La contaminación lumínica es tal que en los últimos años incluso las regiones de Sudamérica donde los más poderosos telescopios se han instalado, han incrementado el brillo de luz artificial en las noches. Esta situación ha llevado a algunos astrónomos a preguntarse si la observación mediante telescopios terrestres será sustentable a largo plazo[3]. Pero más allá de la afectación a este tipo de observación astronómica –de suyo preocupante-, los habitantes de este planeta también perdemos mucho con la desaparición de nuestros cielos estrellados. Probablemente las generaciones más jóvenes o los que han hecho su vida en zonas metropolitanas no están familiarizados con los paisajes estelares, pero éstos estuvieron ahí alguna vez y volverían a “aparecer” si se apagaran las luces artificiales o se reemplazara por equipos con otra tecnología. Aunque, claro está, eso es, por ahora, muy poco probable. Y junto con las estrellas estamos perdiendo la oportunidad que ofrece la noche de dimensionar que estamos en un planeta abierto al universo; que la bóveda celeste no es un límite y que más allá de ella existe una inmensidad repleta de estrellas y galaxias de las que sólo el espacio-tiempo nos separa.
El ser humano aparece en el mundo con una ventana abierta a lo supramundano. Y durante la mayor parte de nuestro paso por el mundo esta apertura nos ha acompañado y condicionado. Desde el empleo de los movimientos de los astros como guía para la agricultura o mapa para navegar los océanos hasta la contemplación de filósofos asombrados o la curiosidad insaciable de científicos de todas las épocas, nuestra interacción con los cielos está profundamente imbricada en lo que la humanidad ha hecho de sí misma y, por ende, en nuestra existencia cómo la conocemos.
Esta apertura nos ha permitido librarnos de algunas de nuestras más apretadas cerrazones mundanas. Así, durante siglos la iglesia negó primero que la Tierra girara alrededor del sol hasta que Copérnico postuló y Galileo comprobó lo contrario. Claramente el ser humano no era el centro del sistema solar como el sistema solar no es el centro de la galaxia y la galaxia el centro del universo. La siguiente cerrazón al universo consistió en la posibilidad de vida en otros planetas, que amenazó la idea de que todo el universo había sido creado para el ser humano y también fue negada.

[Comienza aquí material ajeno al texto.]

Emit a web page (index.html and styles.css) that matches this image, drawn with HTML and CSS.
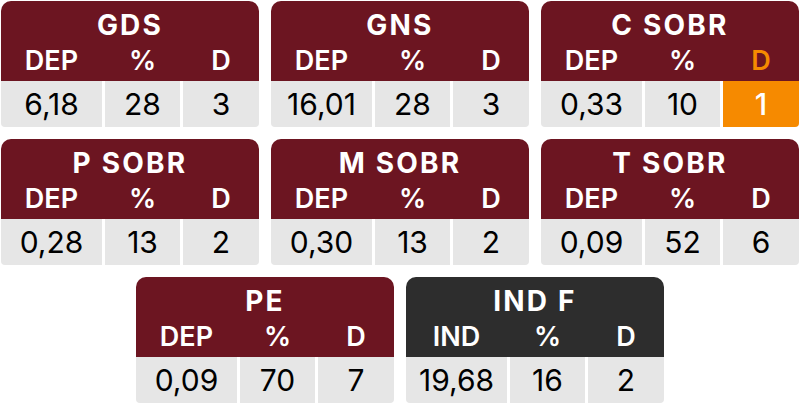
FILE: index.html
```html
<!DOCTYPE html>
<html>
<head>
<meta charset="utf-8">
<link rel="stylesheet" href="styles.css">
</head>
<body>
<div class="board">
  <div class="row">
    <div class="card">
      <div class="head">
        <div class="title">GDS</div>
        <div class="cols"><span>DEP</span><span>%</span><span>D</span></div>
      </div>
      <div class="vals"><span>6,18</span><span>28</span><span>3</span></div>
    </div>
    <div class="card">
      <div class="head">
        <div class="title">GNS</div>
        <div class="cols"><span>DEP</span><span>%</span><span>D</span></div>
      </div>
      <div class="vals"><span>16,01</span><span>28</span><span>3</span></div>
    </div>
    <div class="card">
      <div class="head">
        <div class="title">C SOBR</div>
        <div class="cols"><span>DEP</span><span>%</span><span class="hl-text">D</span></div>
      </div>
      <div class="vals"><span>0,33</span><span>10</span><span class="hl-cell">1</span></div>
    </div>
  </div>
  <div class="row">
    <div class="card">
      <div class="head">
        <div class="title">P SOBR</div>
        <div class="cols"><span>DEP</span><span>%</span><span>D</span></div>
      </div>
      <div class="vals"><span>0,28</span><span>13</span><span>2</span></div>
    </div>
    <div class="card">
      <div class="head">
        <div class="title">M SOBR</div>
        <div class="cols"><span>DEP</span><span>%</span><span>D</span></div>
      </div>
      <div class="vals"><span>0,30</span><span>13</span><span>2</span></div>
    </div>
    <div class="card">
      <div class="head">
        <div class="title">T SOBR</div>
        <div class="cols"><span>DEP</span><span>%</span><span>D</span></div>
      </div>
      <div class="vals"><span>0,09</span><span>52</span><span>6</span></div>
    </div>
  </div>
  <div class="row">
    <div class="card">
      <div class="head">
        <div class="title">PE</div>
        <div class="cols"><span>DEP</span><span>%</span><span>D</span></div>
      </div>
      <div class="vals"><span>0,09</span><span>70</span><span>7</span></div>
    </div>
    <div class="card">
      <div class="head dark">
        <div class="title">IND F</div>
        <div class="cols"><span>IND</span><span>%</span><span>D</span></div>
      </div>
      <div class="vals"><span>19,68</span><span>16</span><span>2</span></div>
    </div>
  </div>
</div>
</body>
</html>
```
FILE: styles.css
```css
* { box-sizing: border-box; }
html, body { margin: 0; padding: 0; background: #ffffff; }
body { padding: 1px 1px 0 1px; font-family: Inter, "Liberation Sans", sans-serif; }
.board { display: flex; flex-direction: column; gap: 12px; width: 798px; }
.row { display: flex; justify-content: center; gap: 12px; }
.card { width: 258px; height: 126px; display: flex; flex-direction: column; }
.head {
  height: 80px;
  background: #6c1521;
  color: #ffffff;
  border-radius: 10px 10px 0 0;
  display: flex;
  flex-direction: column;
}
.head.dark { background: #2d2d2d; }
.title {
  height: 40px;
  padding-top: 6px;
  text-align: center;
  font-size: 28px;
  font-weight: 700;
  letter-spacing: 2.2px;
  line-height: 36px;
}
.cols, .vals {
  display: grid;
  grid-template-columns: 101fr 75fr 76fr;
  column-gap: 3px;
}
.cols { height: 40px; padding-top: 2px; font-size: 27px; font-weight: 600; line-height: 36px; }
.cols span, .vals span { text-align: center; }
.hl-text { color: #f68a00; }
.vals {
  flex: 1;
  font-size: 30px;
  font-weight: 400;
  color: #000000;
}
.vals span {
  background: #e6e6e6;
  line-height: 46px;
}
.vals span:first-child { border-radius: 0 0 0 4px; }
.vals span:last-child { border-radius: 0 0 4px 0; }
.vals .hl-cell { background: #f68a00; color: #ffffff; font-weight: 500; }
```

El hallazgo de exoplanetas con condiciones similares al nuestro se vuelve cuestión de tiempo para que comprobemos que, micro o macro, hay vida más allá de la Tierra. Trappist-1 se encuentra a “apenas” 39 años luz de la Tierra, lo que permite pensar en su eficiente observación y, por qué no, en una posible exploración en un futuro lejano. A pesar de que sus siete planetas se encuentran a una distancia menor de la que separa a Mercurio del Sol, las características de la Trappist-1 permiten que las condiciones en algunos de estos astros rocosos sean muy similares a las de nuestro planeta y que se encuentren en una zona considerada “habitable”. Llama la atención que, al igual que la luna, estos planetas muestren siempre la misma cara al sol y que la otra permanezca en penumbras.
Se estima que dentro de diez años podremos saber si hay vida en el sistema Trappist-1. Científicos alrededor del mundo ya preparan los equipos y sistemas existentes y separan los que entrarán en circulación próximamente –incluido el supertelescopio “Magallanes” que iniciará actividades en 2023- para obtener todos los registros posibles. Actualmente se conocen 3453 exoplanetas; 300 de éstos son rocosos y cinco son considerados por la Nasa “Tierras potenciales” [4]. Cada nuevo descubrimiento nos recuerda, aunque sea de forma mediada, la apertura que ya no podemos ver; nos ofrece la oportunidad de ubicarnos en lo existente y de proyectar todas las posibilidades que la ausencia de noches estrelladas nos hace cada vez más difícil imaginar.